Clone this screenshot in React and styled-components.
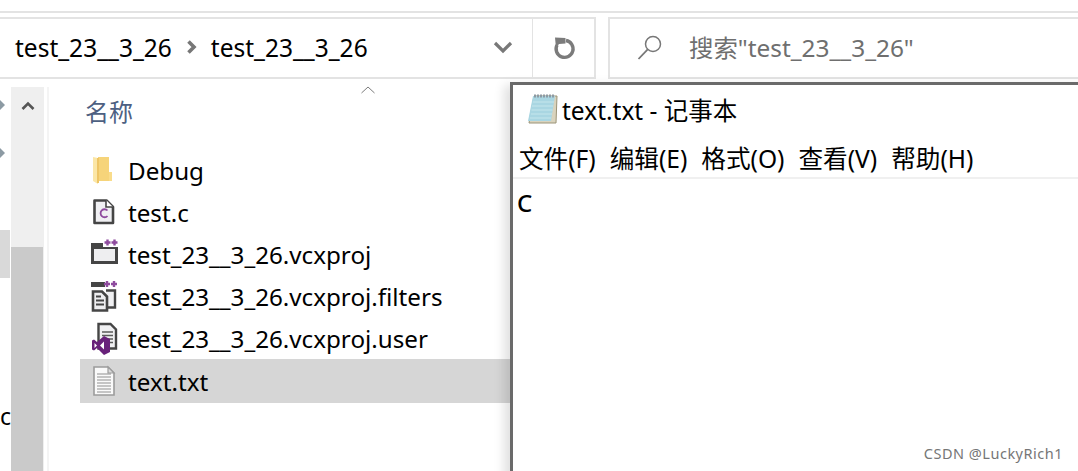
import React from 'react';
import styled, { createGlobalStyle } from 'styled-components';

const FONT = `"Noto Sans", "Noto Sans CJK SC", sans-serif`;

const Global = createGlobalStyle`
	html, body {
		margin: 0;
		padding: 0;
		background: #ffffff;
		overflow: hidden;
	}
	* {
		box-sizing: border-box;
	}
`;

const Page = styled.div`
	position: relative;
	width: 1078px;
	height: 471px;
	overflow: hidden;
	background: #ffffff;
	padding-top: 11px;
	font-family: ${FONT};
	color: #000;
`;

const TopRule = styled.div`
	height: 2px;
	background: #e3e3e3;
	margin-bottom: 4px;
`;

const Toolbar = styled.div`
	display: flex;
	height: 62px;
`;

const AddressBar = styled.div`
	display: flex;
	align-items: center;
	width: 533px;
	padding: 0 0 2px 15px;
	border-top: 2px solid #e3e3e3;
	border-bottom: 2px solid #e3e3e3;
	border-right: 1px solid #e3e3e3;
	font-size: 24.5px;
`;

const Crumb = styled.span`
	white-space: nowrap;
`;

const CrumbArrow = styled.svg`
	width: 12px;
	height: 14px;
	margin: 0 13px 0 14px;
`;

const Dropdown = styled.svg`
	width: 20px;
	height: 14px;
	margin-left: auto;
	margin-right: 19px;
`;

const RefreshBox = styled.div`
	display: flex;
	align-items: center;
	justify-content: center;
	width: 63px;
	border-top: 2px solid #e3e3e3;
	border-bottom: 2px solid #e3e3e3;
	border-right: 2px solid #e3e3e3;
`;

const SearchBox = styled.div`
	display: flex;
	align-items: center;
	flex: 1;
	margin-left: 12px;
	padding: 0 0 3px 27px;
	border: 2px solid #e3e3e3;
	border-right: 0;
	color: #6f6f6f;
	font-size: 24.4px;
`;

const SearchIcon = styled.svg`
	width: 26px;
	height: 26px;
	margin-right: 26px;
`;

const Main = styled.div`
	display: flex;
	height: 393px;
`;

const TreeEdge = styled.div`
	width: 11px;
	padding-top: 21px;
	overflow: hidden;
`;

const TreeArrow = styled.svg`
	display: block;
	width: 5px;
	height: 10px;
	margin-bottom: 38px;
`;

const TreeSelected = styled.div`
	width: 10px;
	height: 48px;
	margin-top: 72px;
	background: #d9d9d9;
`;

const TreeLetter = styled.div`
	margin-top: 122px;
	font-size: 23px;
	line-height: 32px;
`;

const Scrollbar = styled.div`
	display: flex;
	flex-direction: column;
	width: 33px;
	margin-top: 8px;
	background: #efefef;
`;

const ScrollUp = styled.div`
	display: flex;
	justify-content: center;
	height: 160px;
	padding-top: 14px;
`;

const ScrollThumb = styled.div`
	flex: 1;
	width: 32px;
	background: #cacaca;
`;

const PaneEdge = styled.div`
	width: 2px;
	margin: 8px 0 0 3px;
	background: #f4f4f4;
`;

const FileList = styled.div`
	position: relative;
	flex: 1;
	padding: 0 0 0 31px;
`;

const SortCaret = styled.svg`
	position: absolute;
	left: 311px;
	top: 6px;
	width: 16px;
	height: 10px;
`;

const ColumnHead = styled.div`
	height: 70px;
	padding: 14px 0 0 5px;
	font-size: 24px;
	line-height: 38px;
	color: #4d6082;
`;

const Row = styled.div`
	display: flex;
	align-items: center;
	width: 431px;
	height: ${(p) => (p.$selected ? '44px' : '42px')};
	padding-left: 10px;
	font-size: 24.2px;
	white-space: nowrap;
	background: ${(p) => (p.$selected ? '#d6d6d6' : 'transparent')};
`;

const RowIcon = styled.svg`
	flex: none;
	width: 28px;
	height: 30px;
	margin-right: 10px;
	overflow: visible;
`;

const Notepad = styled.div`
	position: absolute;
	left: 510px;
	top: 82px;
	width: 580px;
	height: 400px;
	padding: 0 0 0 6px;
	background: #ffffff;
	border: 3px solid #6a6a6a;
	box-shadow: -6px 3px 10px rgba(0, 0, 0, 0.12);
`;

const TitleBar = styled.div`
	display: flex;
	align-items: center;
	height: 51px;
	padding: 0 0 2px 7px;
	font-size: 24.5px;
`;

const NoteIcon = styled.svg`
	width: 33px;
	height: 34px;
	margin-right: 3px;
`;

const MenuBar = styled.div`
	display: flex;
	gap: 14px;
	height: 43px;
	margin-left: -6px;
	padding: 4px 0 0 6px;
	border-bottom: 2px solid #f0f0f0;
	font-size: 24.6px;
	line-height: 38px;
`;

const MenuItem = styled.span`
	white-space: nowrap;
`;

const Editor = styled.div`
	margin-left: -2px;
	font-size: 24px;
	font-weight: 500;
	line-height: 48px;
`;

const Watermark = styled.div`
	position: absolute;
	right: 15px;
	bottom: 8px;
	font-size: 14.5px;
	line-height: 20px;
	letter-spacing: 0.5px;
	color: #767676;
`;

const FolderIcon = () => (
	<RowIcon viewBox="0 0 28 30">
		<path d="M8 2h11v15h3v9H8z" fill="#f9dc8b" />
		<path d="M8 2h11v24H8z" fill="#f6d47a" />
		<path d="M3 2l5 1v26l-5-3z" fill="#fbe6a6" />
		<path d="M7 3h2v25H7z" fill="#eec565" />
	</RowIcon>
);

const CFileIcon = () => (
	<RowIcon viewBox="0 0 28 30">
		<path d="M4.500 3.500h12l6.500 6.500v16H4.500z" fill="#f0f0f3" stroke="#454545" strokeWidth="2.600" strokeLinejoin="round" />
		<path d="M16 3v7h7" fill="#ffffff" stroke="#454545" strokeWidth="1.600" />
		<path d="M17.500 13.500a4 4 0 1 0 0 5.500" fill="none" stroke="#8e4b9e" strokeWidth="1.800" />
	</RowIcon>
);

const ProjectIcon = () => (
	<RowIcon viewBox="0 0 28 30">
		<rect x="2.500" y="8.500" width="24" height="15" fill="#eeeef0" stroke="#454545" strokeWidth="3" />
		<rect x="1" y="4" width="15" height="6" fill="#454545" />
		<rect x="13" y="-1" width="15" height="9" fill="#ffffff" />
		<path d="M14.500 3.500h6M17.500 0.500v6M21.500 3.500h6M24.500 0.500v6" stroke="#8e4b9e" strokeWidth="2.400" />
	</RowIcon>
);

const FiltersIcon = () => (
	<RowIcon viewBox="0 0 28 30">
		<rect x="1" y="1" width="14" height="5" fill="#454545" />
		<path d="M16 9.500h9v17h-9" fill="#f0f0f2" stroke="#454545" strokeWidth="2.400" />
		<path d="M3 10.500h9l5 5v14H3z" fill="#eeeef0" stroke="#454545" strokeWidth="2.600" />
		<path d="M6 15.500h5M6 19.500h8M6 23.500h8" stroke="#454545" strokeWidth="2" />
		<path d="M14 3h6M17 0v6M21 3h6M24 0v6" stroke="#8e4b9e" strokeWidth="2.400" />
	</RowIcon>
);

const UserFileIcon = () => (
	<RowIcon viewBox="0 0 28 30">
		<path d="M8.500 1h12l5.500 5.500v19H8.500z" fill="#f0f0f2" stroke="#454545" strokeWidth="2.400" />
		<path d="M12 9h11M12 12.500h11M12 16h11M18 19.500h5" stroke="#5a5a5a" strokeWidth="1.400" />
		<path d="M14 13l6 3v13l-6 3-7-7-3 2.500-2-1v-9l2-1 3 2.500z" fill="#68217a" />
		<path d="M4.500 20v5l2.500-2.500zM14 18.500l-4 4 4 4z" fill="#ffffff" />
	</RowIcon>
);

const TextFileIcon = () => (
	<RowIcon viewBox="0 0 28 30">
		<path d="M4 1h14l6 6v22H4z" fill="#fafafa" stroke="#9c9c9c" strokeWidth="1.600" />
		<path d="M18 1v6h6z" fill="#dcdcdc" stroke="#9c9c9c" strokeWidth="1.200" />
		<path d="M7 8h14M7 11h14M7 14h14M7 17h14M7 20h14M7 23h14M7 26h14" stroke="#8f8f8f" strokeWidth="1.200" />
	</RowIcon>
);

const files = [
	{ name: 'Debug', icon: FolderIcon },
	{ name: 'test.c', icon: CFileIcon },
	{ name: 'test_23__3_26.vcxproj', icon: ProjectIcon },
	{ name: 'test_23__3_26.vcxproj.filters', icon: FiltersIcon },
	{ name: 'test_23__3_26.vcxproj.user', icon: UserFileIcon },
	{ name: 'text.txt', icon: TextFileIcon, selected: true },
];

const menus = ['文件(F)', '编辑(E)', '格式(O)', '查看(V)', '帮助(H)'];

export default function App() {
	return (
		<Page>
			<Global />
			<TopRule />
			<Toolbar>
				<AddressBar>
					<Crumb>test_23__3_26</Crumb>
					<CrumbArrow viewBox="0 0 12 14">
						<path d="M2.500 1.500L8 7l-5.500 5.500" fill="none" stroke="#777" strokeWidth="3.600" />
					</CrumbArrow>
					<Crumb>test_23__3_26</Crumb>
					<Dropdown viewBox="0 0 20 14">
						<path d="M2 3l8 8 8-8" fill="none" stroke="#787878" strokeWidth="3.200" />
					</Dropdown>
				</AddressBar>
				<RefreshBox>
					<svg width="26" height="28" viewBox="0 0 26 28">
						<path d="M15 6.500a8.500 8.500 0 1 1-9 4.500" fill="none" stroke="#7b7b7b" strokeWidth="3.400" />
						<path d="M4 3.500L14.500 4v5.500L8 10l-3 4z" fill="#7b7b7b" />
					</svg>
				</RefreshBox>
				<SearchBox>
					<SearchIcon viewBox="0 0 26 26">
						<circle cx="16" cy="10" r="7.500" fill="none" stroke="#777" strokeWidth="1.500" />
						<path d="M10.700 15.300L1.500 25" fill="none" stroke="#777" strokeWidth="1.800" />
					</SearchIcon>
					搜索"test_23__3_26"
				</SearchBox>
			</Toolbar>
			<Main>
				<TreeEdge>
					<TreeArrow viewBox="0 0 5 10">
						<path d="M0 0l5 5-5 5z" fill="#8c9aa3" />
					</TreeArrow>
					<TreeArrow viewBox="0 0 5 10">
						<path d="M0 0l5 5-5 5z" fill="#8c9aa3" />
					</TreeArrow>
					<TreeSelected />
					<TreeLetter>c</TreeLetter>
				</TreeEdge>
				<Scrollbar>
					<ScrollUp>
						<svg width="14" height="10" viewBox="0 0 14 10">
							<path d="M1.500 8L7 2.500 12.500 8" fill="none" stroke="#555" strokeWidth="2.600" />
						</svg>
					</ScrollUp>
					<ScrollThumb />
				</Scrollbar>
				<PaneEdge />
				<FileList>
					<SortCaret viewBox="0 0 16 10">
						<path d="M1.500 8L8 2l6.500 6" fill="none" stroke="#7c7c7c" strokeWidth="1" />
					</SortCaret>
					<ColumnHead>名称</ColumnHead>
					{files.map((file) => (
						<Row key={file.name} $selected={file.selected}>
							<file.icon />
							{file.name}
						</Row>
					))}
				</FileList>
			</Main>
			<Notepad>
				<TitleBar>
					<NoteIcon viewBox="0 0 33 34">
						<path d="M8 3h23l-1 27H3z" fill="#d9d3bd" stroke="#9b9478" strokeWidth="1" />
						<path d="M7 3h22l-4 25H2z" fill="#a9d6e2" />
						<path d="M7 9h21M6 13h21M5.500 17h21M5 21h21M4 25h21" stroke="#c6e5ec" strokeWidth="1.200" />
						<path d="M8 3h20" stroke="#8d9aa3" strokeWidth="3" strokeDasharray="2 1" />
					</NoteIcon>
					text.txt - 记事本
				</TitleBar>
				<MenuBar>
					{menus.map((menu) => (
						<MenuItem key={menu}>{menu}</MenuItem>
					))}
				</MenuBar>
				<Editor>C</Editor>
			</Notepad>
			<Watermark>CSDN @LuckyRich1</Watermark>
		</Page>
	);
}
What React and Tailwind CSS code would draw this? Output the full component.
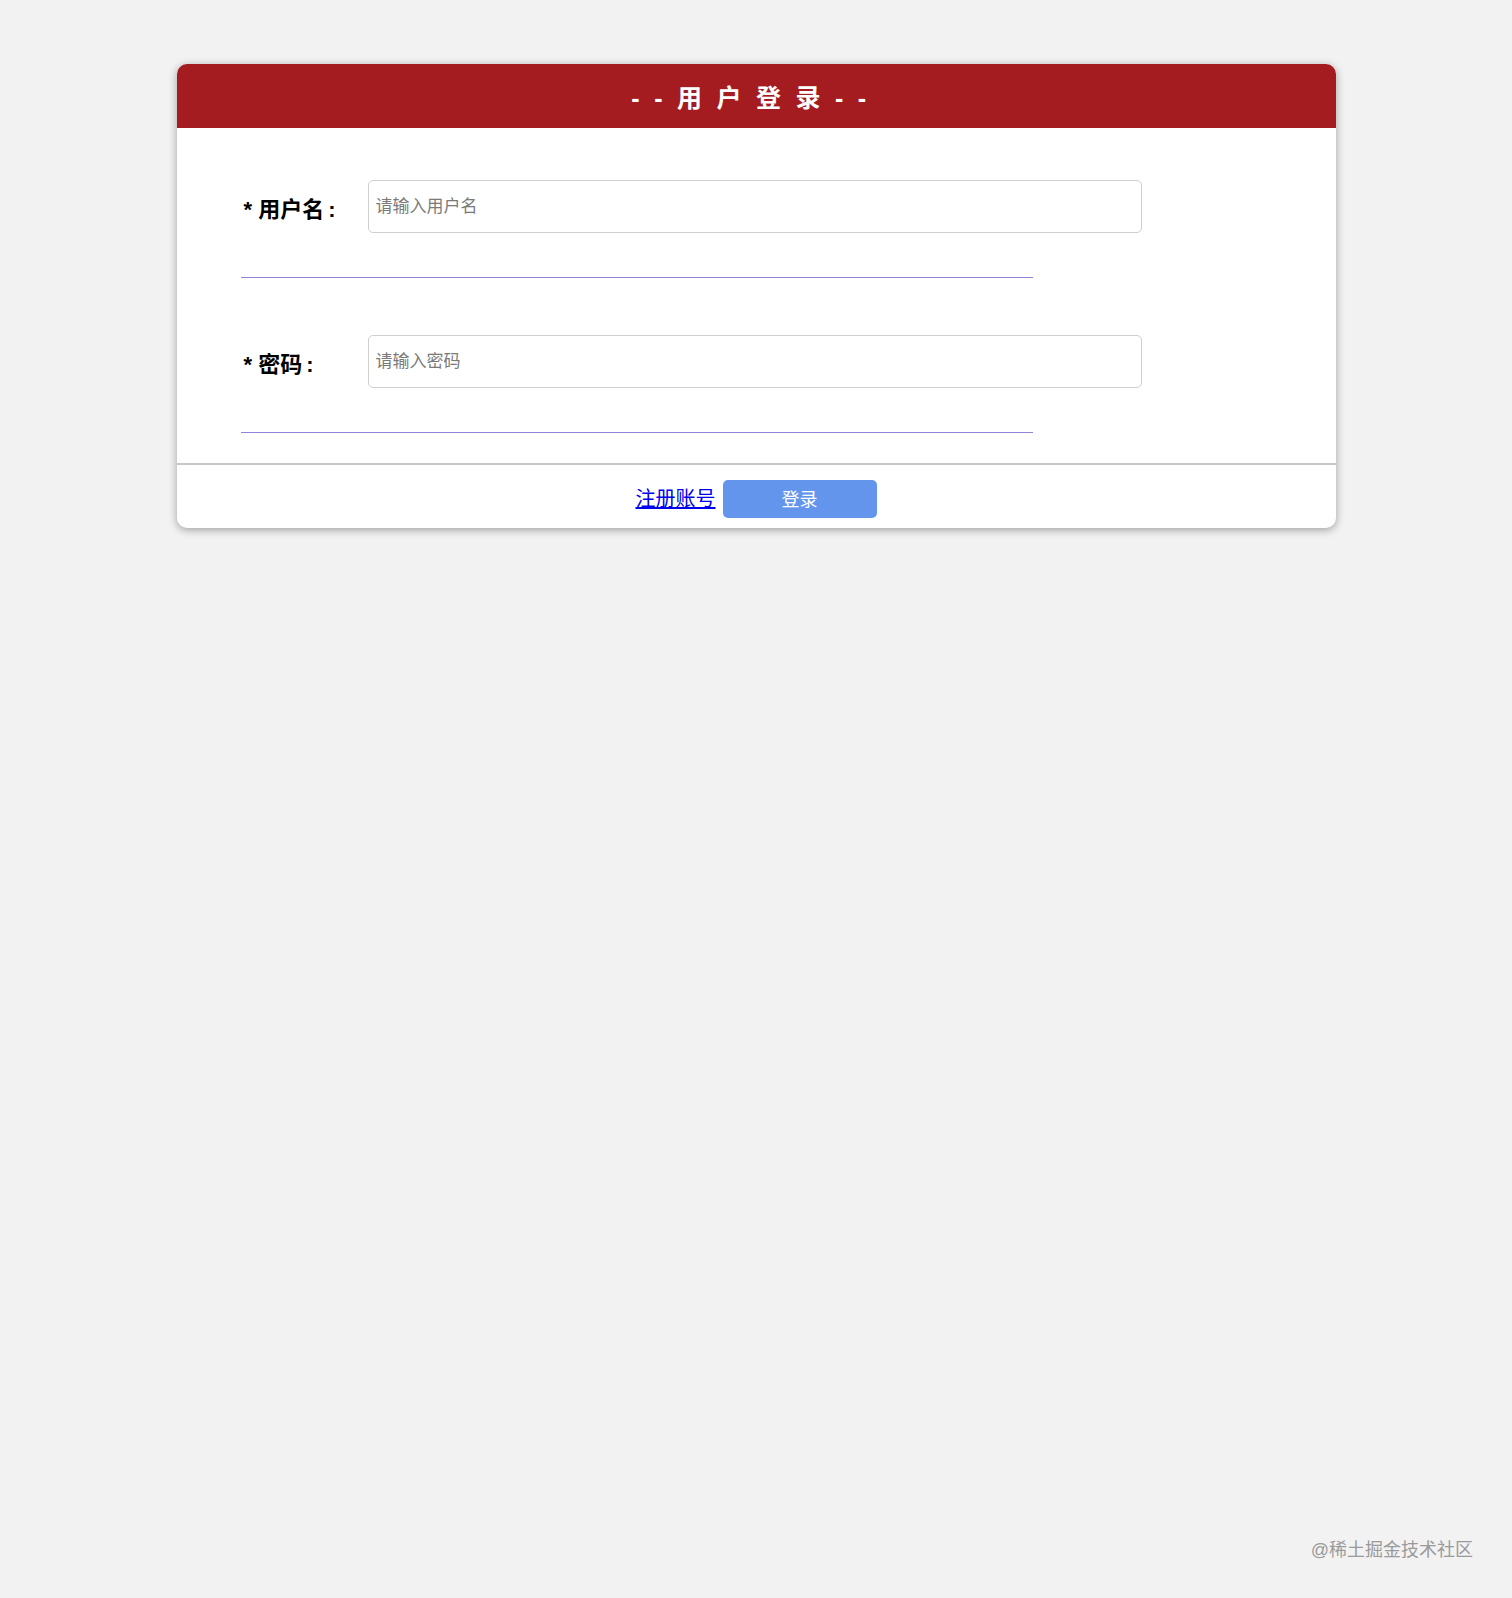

· · · ·

* TASK DETAILS *
Your task is to gather all lines from the entries above that hold the word "components".

* SOLVED PROBLEM *
Clone this screenshot in React and styled-components.
import styled, { createGlobalStyle } from 'styled-components';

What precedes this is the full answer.